10 Stand up for what is right.
11. Love yourself and be true to yourself.
12. Love your family. (Blood is thicker than water.)
13. Smile and be happy. Don't go around with a frown on your face.
14. Flowers add to happiness.
15. Singing helps uplift the spirit of everyone.

Wednesday, September 19, 2012

Hickory Valley School

Hickory Valley School was the nearest school for our family. It was a little over a mile. It was situated in an area that allowed lots of farm children to attend. From our farm you went up a hill and followed a path through the woods then out into a flat area which went down a small hill. The school house was one large room with a cloak room for coats, boots, and lunch pails. The students were in the first through the eighth grade.

The teacher would come from a near by town and board with us. She would stay in the "living room" or guest room. She would eat with the family at breakfast and dinner. She stayed from Sunday night or Monday morning until Friday evening.

The day started with the teacher calling the students to order. The Pledge of Allegiance was said. Someone would read from the Bible and then the Lord's Prayer was said. There would be a song or two. One song would be honoring our country and one would be a gospel song or a silly song.

The teacher would write the assignments on the blackboard for the older students. As they worked on their assignments she would call the first grade to the front of the room, where she introduced words and pictures. She would go over and over the words to instill their meaning and begin to teach reading. When the first grade was sent to their seat the next grade would be called and the older students who had finished their assignments could help the younger students. So this process went on until lunch time.

At lunch the students could eat outside in the warm weather. Everyone carried their lunch. Usually they brought leftover biscuits and ham or peanut butter and crackers. Many brougth vegetables or fruit to go along with their biscuits. After eating the students played softball, tag, or hide and seek. After an hour the bell called the students back to class. The process of teaching Geography, English, or Math continued.

In the winter the teacher would pay a boy student to go early and build a fire in the stove. The students would sit around the stove and keep warm.

The older boys would go to the spring for water which was kept in the cloak room. Each student brought their own drinking cup to use. The water bucket had a dipper with which they dipped the water into their personal cup.

I'm sure this seems like a crude way to learn by today's standards,but it worked to educate the students in those days. This is where my four brothers and four sisters started their education. The oldest five finished the eighth grade there.

I was only four and wanted to go to school so bad that my mom let me go with my brothers and sisters one day. The walk was so long and the day was even longer. I never asked to go again until I was five and we had moved to another farm where the school was a little closer.

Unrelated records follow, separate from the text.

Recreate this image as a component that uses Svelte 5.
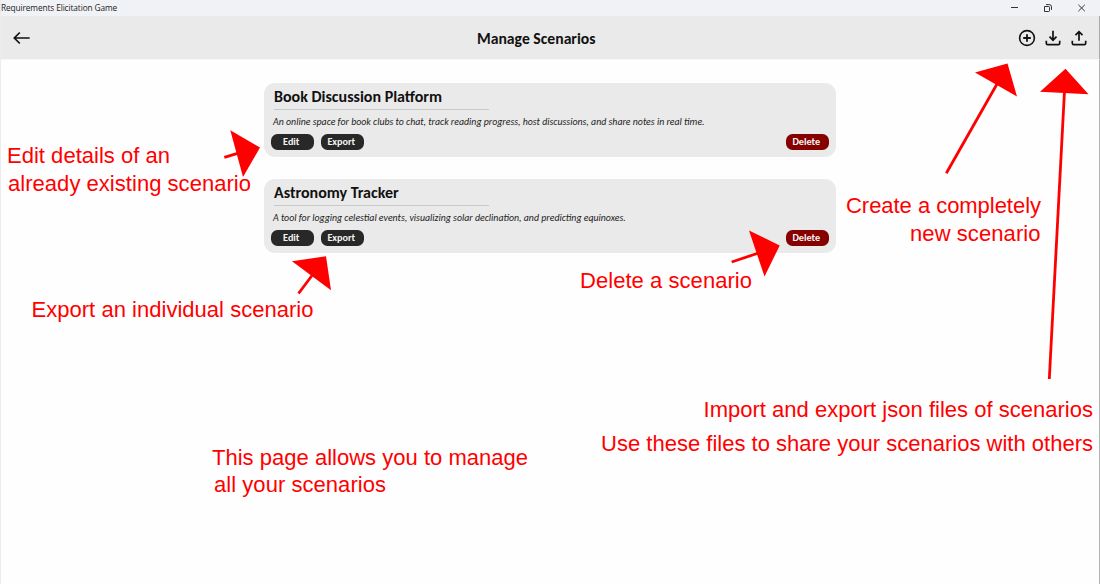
<script>
  const scenarios = [
    {
      title: 'Book Discussion Platform',
      description: 'An online space for book clubs to chat, track reading progress, host discussions, and share notes in real time.'
    },
    {
      title: 'Astronomy Tracker',
      description: 'A tool for logging celestial events, visualizing solar declination, and predicting equinoxes.'
    }
  ];

  const notes = [
    { x: 7, y: 163, w: 163, text: 'Edit details of an' },
    { x: 8, y: 191, w: 243, text: 'already existing scenario' },
    { x: 31.5, y: 317, w: 282, text: 'Export an individual scenario' },
    { x: 580, y: 288, w: 172, text: 'Delete a scenario' },
    { x: 846, y: 213, w: 195, text: 'Create a completely' },
    { x: 910, y: 241, w: 130.5, text: 'new scenario' },
    { x: 703.5, y: 417, w: 389.5, text: 'Import and export json files of scenarios' },
    { x: 601, y: 451, w: 492, text: 'Use these files to share your scenarios with others' },
    { x: 212, y: 465, w: 316, text: 'This page allows you to manage' },
    { x: 214, y: 492, w: 172, text: 'all your scenarios' }
  ];

  const arrows = [
    { line: 'M224.3 157.3L240 152.6', head: '230.3,130.3 260,147.5 243,177' },
    { line: 'M298.5 293.5L312 275.5', head: '292,261.3 326,256.3 331,290.3' },
    { line: 'M731.7 262L760 252.5', head: '749,230.5 779.7,245.5 764.5,276.5' },
    { line: 'M946.3 173.3L997 84', head: '975,72.5 1007.5,63.5 1017,96.5' },
    { line: 'M1049.3 379L1064.5 91', head: '1040,91.8 1065.5,68.7 1088.5,94.2' }
  ];
</script>

<div class="window">
  <div class="titlebar">
    <span class="app-name">Requirements Elicitation Game</span>
    <svg class="controls" width="100" height="16" viewBox="0 0 100 16" fill="none" stroke="#333" stroke-width="1">
      <path d="M11 7.5h7" />
      <path d="M44.5 6.5h4.2a.8.8 0 0 1 .8.8v3.4a.8.8 0 0 1-.8.8h-4.2zM46 4.6h3.2q2.3 0 2.3 2.2v3.1" />
      <path d="M78.4 4.8l6.4 6.4M84.8 4.8l-6.4 6.4" />
    </svg>
  </div>
  <header>
    <svg class="back" width="18" height="14" viewBox="0 0 18 14" fill="none" stroke="#111" stroke-width="1.7">
      <path d="M6.8 1.5L1.3 7l5.5 5.5M1.5 7h15.2" />
    </svg>
    <h1>Manage Scenarios</h1>
    <div class="actions">
      <svg width="18" height="18" viewBox="0 0 18 18" fill="none" stroke="#111" stroke-width="1.6">
        <circle cx="9" cy="9" r="7.4" /><path d="M9 5.2v7.6M5.2 9h7.6" stroke-width="1.8" />
      </svg>
      <svg width="18" height="18" viewBox="0 0 18 18" fill="none" stroke="#111" stroke-width="1.7">
        <path d="M9 1.8v9.2M5.5 7.7L9 11.2l3.5-3.5M2.3 11.8v2.4q0 1.4 1.4 1.4h10.6q1.4 0 1.4-1.4v-2.4" />
      </svg>
      <svg width="18" height="18" viewBox="0 0 18 18" fill="none" stroke="#111" stroke-width="1.7">
        <path d="M9 11.7V2.6M5.5 6.1L9 2.6l3.5 3.5M2.3 11.8v2.4q0 1.4 1.4 1.4h10.6q1.4 0 1.4-1.4v-2.4" />
      </svg>
    </div>
  </header>
  <main>
    {#each scenarios as s}
      <article>
        <h2>{s.title}</h2>
        <p>{s.description}</p>
        <div class="buttons">
          <button>Edit</button>
          <button>Export</button>
          <button class="delete">Delete</button>
        </div>
      </article>
    {/each}
  </main>
  <svg class="notes" width="1100" height="584" viewBox="0 0 1100 584">
    {#each arrows as a}
      <path d={a.line} />
      <polygon points={a.head} />
    {/each}
    {#each notes as n}
      <text x={n.x} y={n.y} textLength={n.w}>{n.text}</text>
    {/each}
  </svg>
</div>

<style>
  :global(body) { margin: 0; background: #fefefe; }
  .window {
    position: relative;
    box-sizing: border-box;
    width: 1100px;
    height: 584px;
    overflow: hidden;
    background: #fefefe;
    font-family: Carlito, Lato, sans-serif;
    color: #111;
    display: flex;
    flex-direction: column;
    border-left: 1px solid #ececec;
  }
  .titlebar {
    flex: none;
    height: 16px;
    margin-left: -1px;
    background: #f0f2f5;
    display: flex;
    justify-content: space-between;
  }
  .app-name {
    font: 8.3px/16px "Open Sans", sans-serif;
    letter-spacing: -.11px;
    padding-left: 1px;
    color: #222;
    white-space: nowrap;
  }
  header {
    flex: none;
    box-sizing: border-box;
    height: 44px;
    background: #eaeaea;
    display: grid;
    grid-template-columns: 464px auto 1fr;
    align-items: center;
    padding: 0 11px 0 12px;
    border-right: 1px solid #aaa;
    border-bottom: 1px solid #f6f6f6;
  }
  .back { display: block; }
  h1 {
    margin: 2px 0 0;
    font-size: 15.7px;
    line-height: 18px;
    font-weight: 700;
    white-space: nowrap;
  }
  .actions { display: flex; justify-content: flex-end; gap: 8px; padding-right: .5px; }
  .actions svg { display: block; }
  main {
    flex: 1;
    padding: 23px 0 0 263px;
    border-right: 1px solid #b4b4b4;
    display: flex;
    flex-direction: column;
    gap: 22px;
  }
  article {
    box-sizing: border-box;
    width: 572px;
    height: 74px;
    flex: none;
    background: #eaeaea;
    border-radius: 11px;
    padding: 4px 7px 0 7px;
    display: flex;
    flex-direction: column;
  }
  h2 {
    box-sizing: border-box;
    width: 215px;
    height: 23px;
    flex: none;
    margin: 0 0 0 3px;
    font-size: 16px;
    line-height: 20px;
    font-weight: 700;
    white-space: nowrap;
    border-bottom: 1px solid #c8cac9;
  }
  p {
    margin: 4px 0 0 2px;
    height: 16px;
    font-size: 9.87px;
    line-height: 16px;
    font-style: italic;
    white-space: nowrap;
    color: #222;
  }
  .buttons { display: flex; gap: 7px; margin-top: 4px; }
  button {
    width: 43px;
    height: 16px;
    padding: 0 2.5px 0 0;
    border: 0;
    border-radius: 6.5px;
    background: #282828;
    color: #f4f4f4;
    font: 700 10.2px/16px Carlito, Lato, sans-serif;
    text-align: center;
  }
  .delete { margin-left: auto; background: #870000; }
  .notes { position: absolute; left: -1px; top: 0; pointer-events: none; }
  .notes text { font: 22px "Liberation Sans", sans-serif; fill: #f00; }
  .notes path { fill: none; stroke: #f00; stroke-width: 2.8; }
  .notes polygon { fill: #f00; }
</style>
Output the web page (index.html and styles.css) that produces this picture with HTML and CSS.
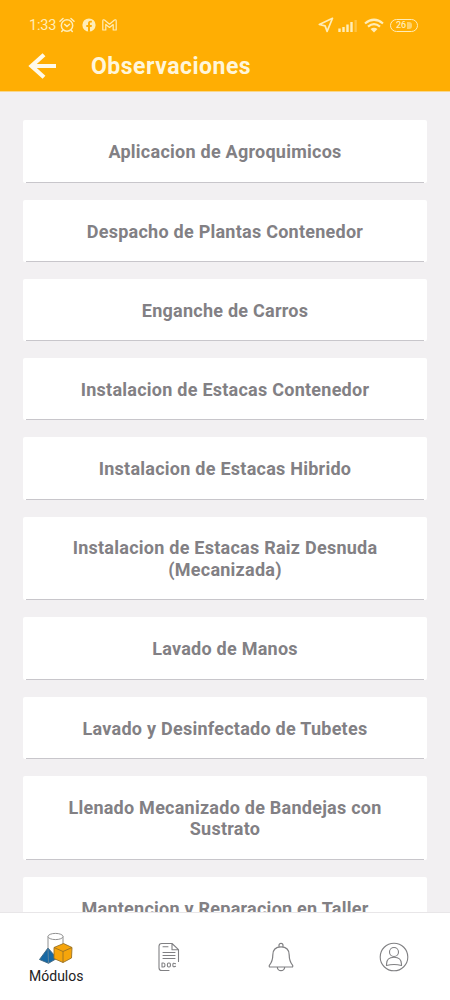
FILE: index.html
```html
<!DOCTYPE html>
<html lang="es">
<head>
<meta charset="utf-8">
<title>Observaciones</title>
<link rel="stylesheet" href="styles.css">
</head>
<body>
<div class="app">
  <header class="header">
    <div class="status">
      <span class="time">1:33</span>
      <svg class="alarm" width="16" height="16" viewBox="0 0 16 16" fill="none" stroke="currentColor" stroke-width="1.5" stroke-linecap="round"><circle cx="8" cy="8.5" r="5.7"/><path d="M1 4.200 4 1.500M15 4.200 12 1.500M3.800 13.200 2.700 14.500M12.200 13.200l1.100 1.300M5.700 7.400 8 9.500l2.500-2.200"/></svg>
      <svg class="facebook" width="14" height="14" viewBox="0 0 14 14"><circle cx="7" cy="7" r="6.600" fill="currentColor"/><path d="M6 13.700V9H4.300V7H6V5.600C6 3.700 7 2.800 8.700 2.800h1.200v1.800H9c-.7 0-1 .3-1 1V7h1.900l-.3 2H8v4.700" fill="#ffae03"/></svg>
      <svg class="gmail" width="15" height="12" viewBox="0 0 15 12" fill="none" stroke="currentColor" stroke-width="1.200" stroke-linejoin="round"><path d="M.8 11V2Q.8.2 2.500 1l5 4.200 5-4.200q1.700-.8 1.700 1v9h-3V5.500L7.500 8.500 3.800 5.500V11z"/></svg>
      <span class="spacer"></span>
      <svg class="location" width="16" height="16" viewBox="0 0 16 16" fill="none" stroke="currentColor" stroke-width="1.700" stroke-linejoin="round"><path d="M14.500 1.300 1.300 7.500l5.800 1.400 2 5.500z"/></svg>
      <svg class="signal" width="20" height="13" viewBox="0 0 20 13" fill="currentColor"><path d="M.3 9.500h2.400V13H.3zM4.300 8h2.400v5H4.300zM8.300 5.500h2.400V13H8.300zM12.300 3h2.400v10h-2.400z"/><path d="M16.500 1h2.300v12h-2.300z" opacity=".35"/></svg>
      <svg class="wifi" width="20" height="15" viewBox="0 0 20 15" fill="none" stroke="currentColor" stroke-width="2.200"><path d="M1 5.500q9-7.500 18 0M4 8.700q6-5 12 0"/><path d="M6.500 11q3.500-2.500 7 0L10 14.500z" fill="currentColor" stroke="none"/></svg>
      <span class="battery">26<i></i></span>
    </div>
    <div class="titlebar">
      <svg class="back" width="30" height="26" viewBox="0 0 30 26" fill="none" stroke="currentColor" stroke-width="4.200"><path d="M17 1.800 4.500 13 17 24.200M4 13h25"/></svg>
      <h1>Observaciones</h1>
    </div>
  </header>
  <main class="list">
    <div class="card">Aplicacion de Agroquimicos</div>
    <div class="card">Despacho de Plantas Contenedor</div>
    <div class="card">Enganche de Carros</div>
    <div class="card">Instalacion de Estacas Contenedor</div>
    <div class="card">Instalacion de Estacas Hibrido</div>
    <div class="card">Instalacion de Estacas Raiz Desnuda (Mecanizada)</div>
    <div class="card">Lavado de Manos</div>
    <div class="card">Lavado y Desinfectado de Tubetes</div>
    <div class="card">Llenado Mecanizado de Bandejas con Sustrato</div>
    <div class="card">Mantencion y Reparacion en Taller</div>
  </main>
  <nav class="tabs">
    <div class="tab active">
      <svg width="36" height="32" viewBox="0 0 36 32" stroke-width=".9" stroke-linejoin="round"><path d="M10 4.500v20q7 3 15 0v-20" fill="#fff" stroke="#858585"/><ellipse cx="17.500" cy="4.500" rx="7.500" ry="3.100" fill="#fff" stroke="#858585"/><path d="m10 16-8.500 11.500 9 3.800 8.500-5z" fill="#1769a5" stroke="#3f6680"/><path d="m10 16 .5 15.300" stroke="#68899e"/><path d="m16 15.500 9.500-4 8.500 4-.5 10.500-8.500 4.500-9-4z" fill="#f6a50b" stroke="#9a7225"/><path d="m16 15.500 9 4 9-4M25 19.500v11" fill="none" stroke="#9a7225"/></svg>
      <span>Módulos</span>
    </div>
    <div class="tab">
      <svg width="24" height="30" viewBox="0 0 24 30" fill="none" stroke="#808083" stroke-width="1.100" stroke-linecap="round" stroke-linejoin="round"><path d="M12 28.500H4.800Q2 28.500 2 25.700V4.300Q2 1.500 4.800 1.500H15l6.500 6.200v11.800M15 1.500v6.200h6.500M6 4.700h5M6 10.500h12M6 13.500h12M6 16.500h12"/><path d="M5 21v4h1.500q1.500 0 1.500-2t-1.500-2zM18.500 21.700q-2.700-1.500-2.700 1.300t2.700 1.300"/><rect x="10.400" y="21" width="3" height="4" rx="1.200"/></svg>
    </div>
    <div class="tab">
      <svg width="26" height="30" viewBox="0 0 26 30" fill="none" stroke="#808083" stroke-width="1.200" stroke-linejoin="round"><path d="M11 5V3.300a2 2 0 0 1 4 0V5M1.500 25q-.7-.8 0-1.800Q4.800 19 4.800 13C4.800 7.500 8 4.800 13 4.800S21.200 7.500 21.200 13q0 6 3.300 10.200.7 1 0 1.800zM9.300 25a3.700 3.700 0 0 0 7.400 0"/></svg>
    </div>
    <div class="tab">
      <svg width="30" height="30" viewBox="0 0 30 30" fill="none" stroke="#808083" stroke-width="1.100" stroke-linejoin="round"><circle cx="15" cy="15" r="13.800"/><circle cx="15" cy="10" r="4.500"/><path d="M7.500 23.500v-1.200c0-4.600 3-7 7.500-7s7.500 2.400 7.500 7v1.200q-7.500-2-15 0z"/></svg>
    </div>
  </nav>
</div>
</body>
</html>
```
FILE: styles.css
```css
* { box-sizing: border-box; }
body { margin: 0; font-family: Roboto, "Liberation Sans", sans-serif; }
.app { display: flex; flex-direction: column; width: 450px; height: 1000px; overflow: hidden; background: #f2f0f2; }
.header { flex: none; height: 92px; background: #ffae03; color: #fff6da; border-bottom: 1px solid #f9d78d; }
.status { display: flex; align-items: center; height: 40px; padding: 10px 32px 0 29px; color: #ffedb8; }
.time { width: 30px; font-size: 14.500px; letter-spacing: -.2px; }
.facebook { margin-left: 7px; }
.gmail { margin-left: 6px; }
.spacer { flex: 1; }
.signal { margin-left: 4px; }
.wifi { margin-left: 6px; }
.battery { display: flex; align-items: center; justify-content: center; gap: 1px; width: 28px; height: 13px; margin-left: 6px; border: 1.500px solid; border-radius: 7px; font-size: 9px; font-weight: 500; }
.battery i { width: 5px; height: 7px; background: #ffd36c; border-radius: 0 3px 3px 0; }
.titlebar { display: flex; align-items: center; height: 51px; padding-left: 27px; }
.back { color: #fffaea; }
h1 { margin: 2px 0 0 34px; font-size: 23px; line-height: 28px; font-weight: 700; letter-spacing: .5px; }
.list { flex: 1; min-height: 0; overflow: hidden; display: flex; flex-direction: column; gap: 17px; padding: 28.450px 23px 0; }
.card { position: relative; flex: none; padding: 20.900px 34px 19.630px; background: #fff; border-radius: 2px; color: #828084; font-size: 18px; font-weight: 700; line-height: 21.700px; text-align: center; letter-spacing: .25px; }
.card::after { content: ""; position: absolute; left: 3px; right: 3px; bottom: 0; height: 1px; background: #c8c6cb; }
.tabs { flex: none; display: flex; height: 88px; background: #fff; border-top: 1px solid #e8e6e8; }
.tab { flex: 1; display: flex; flex-direction: column; align-items: center; padding-top: 29px; }
.tab.active { padding-top: 19px; color: #222; font-size: 14px; line-height: 17px; }
.tab.active span { margin-top: 4px; }
```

Sunday, September 16, 2012

Farm Animals

Living on a farm required a lot of animals to meet the needs of a large family. All of the animals were important. Since my dad carried the mail a horse was very important to him as he rode the fifteen miles or more each way to town to pick up the mail from the train.

We also had a pair of mules which pulled the wagon on days he took the wagon to deliver packages on the rural route. The mules also pulled the plow for breaking up the ground for planting crops. They pulled the bush hog for mowing hay or weeds. They hauled the wagon loaded with hay, tobacco, corn, or other farm produce.

The cows were very important as we relied on them for fresh milk and butter. We usually kept five or six cows. While some were busy calving the others were being milked. After breakfast each morning, mom and the boys would go to the barn to feed and milk the cows. In the summertime the cows were milked outside near the spring. The milk was brought to the house and strained into clean buckets or milk jugs and then placed in the spring to keep cool in the summer or stored in the cool of the house in the winter. The same process was done in the evening so the cows were milked twice daily. The cream would rise to the top of the milk and mom would scoop the cream off to make butter. She would leave some cream to make the milk rich and tasty. Some milk went through a separator, which was cranked by hand and somehow separated the cream from the milk. Sometimes mom sold the cream to the produce store in Mt. Vernon. The churn was a white stoneware jug with a round board top and a spindle that went inside to go up and down until the cream was turned to butter. Sometimes the butter took twenty minutes or more to make. My job was churning when I was old enough. We usually churned every five days. The butter was lifted off the milk and the milk was then buttermilk, which was used in making bread or for baking or drinking.

We raised pigs for pork. The pigs had to be fed twice a day. Often we had a sow who gave birth to ten piglets. We would sell some pigs and keep two for slaughtering in November. The meat from the pigs was cut into bacon, hams, loins, and ribs. Some of the meat was salted and hung in the smokehouse for curing. My mom cooked some immediately and then canned some. The fat was cooked and lard was rendered from it. We used the lard for cooking and baking. What was left from rendering the lard was called cracklings which were stored to snack on.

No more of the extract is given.